• [GIVEN EXERCISE]:
Transcribe the material exactly. Images do not belong in the copy.

• [SUPPLIED DATA]:
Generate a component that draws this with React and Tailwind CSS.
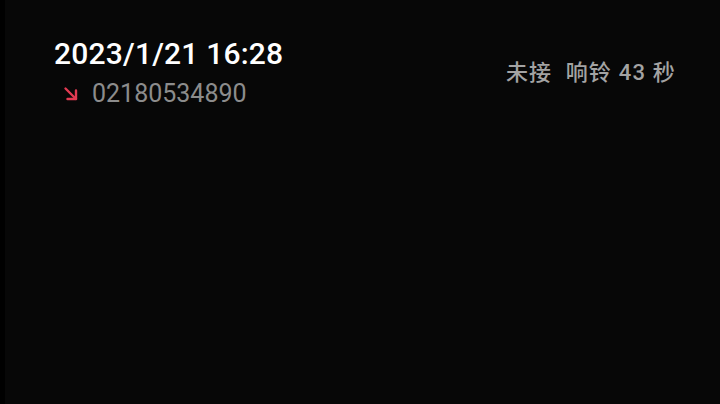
import React from 'react';

function MissedArrow() {
  return (
    <svg width="16" height="16" viewBox="0 0 16 16" fill="none" className="shrink-0">
      <path d="M2.5 2.5 L13 13" stroke="#e23a52" strokeWidth="2.4" strokeLinecap="round" />
      <path d="M4.5 13 H13 V4.5" stroke="#e23a52" strokeWidth="2.4" strokeLinecap="round" strokeLinejoin="round" />
    </svg>
  );
}

export default function App() {
  return (
    <div className="flex h-[404px] w-full bg-black" style={{ fontFamily: 'Roboto, "Noto Sans CJK SC", sans-serif' }}>
      <div className="ml-[5px] flex-1 bg-[#070707] pl-[49px] pr-[44px] pt-[34px]">
        <div className="flex items-center justify-between">
          <div className="flex flex-col">
            <div className="text-[30px] font-medium leading-[40px] tracking-[0.2px] text-white">2023/1/21 16:28</div>
            <div className="mt-[5px] flex items-center gap-[13px] pl-[9px]">
              <MissedArrow />
              <span className="text-[25px] leading-[30px] text-[#8c8c8c]">02180534890</span>
            </div>
          </div>
          <div className="mt-[2px] text-[22px] font-medium tracking-[1.2px] text-[#a3a3a3]">
            未接&nbsp;&nbsp;响铃 43 秒
          </div>
        </div>
      </div>
    </div>
  );
}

• [RESULT BELOW]:
Generate a component that draws this with React and Tailwind CSS.
import React from 'react';

function MissedArrow() {
  return (
    <svg width="16" height="16" viewBox="0 0 16 16" fill="none" className="shrink-0">
      <path d="M2.5 2.5 L13 13" stroke="#e23a52" strokeWidth="2.4" strokeLinecap="round" />
      <path d="M4.5 13 H13 V4.5" stroke="#e23a52" strokeWidth="2.4" strokeLinecap="round" strokeLinejoin="round" />
    </svg>
  );
}

export default function App() {
  return (
    <div className="flex h-[404px] w-full bg-black" style={{ fontFamily: 'Roboto, "Noto Sans CJK SC", sans-serif' }}>
      <div className="ml-[5px] flex-1 bg-[#070707] pl-[49px] pr-[44px] pt-[34px]">
        <div className="flex items-center justify-between">
          <div className="flex flex-col">
            <div className="text-[30px] font-medium leading-[40px] tracking-[0.2px] text-white">2023/1/21 16:28</div>
            <div className="mt-[5px] flex items-center gap-[13px] pl-[9px]">
              <MissedArrow />
              <span className="text-[25px] leading-[30px] text-[#8c8c8c]">02180534890</span>
            </div>
          </div>
          <div className="mt-[2px] text-[22px] font-medium tracking-[1.2px] text-[#a3a3a3]">
            未接&nbsp;&nbsp;响铃 43 秒
          </div>
        </div>
      </div>
    </div>
  );
}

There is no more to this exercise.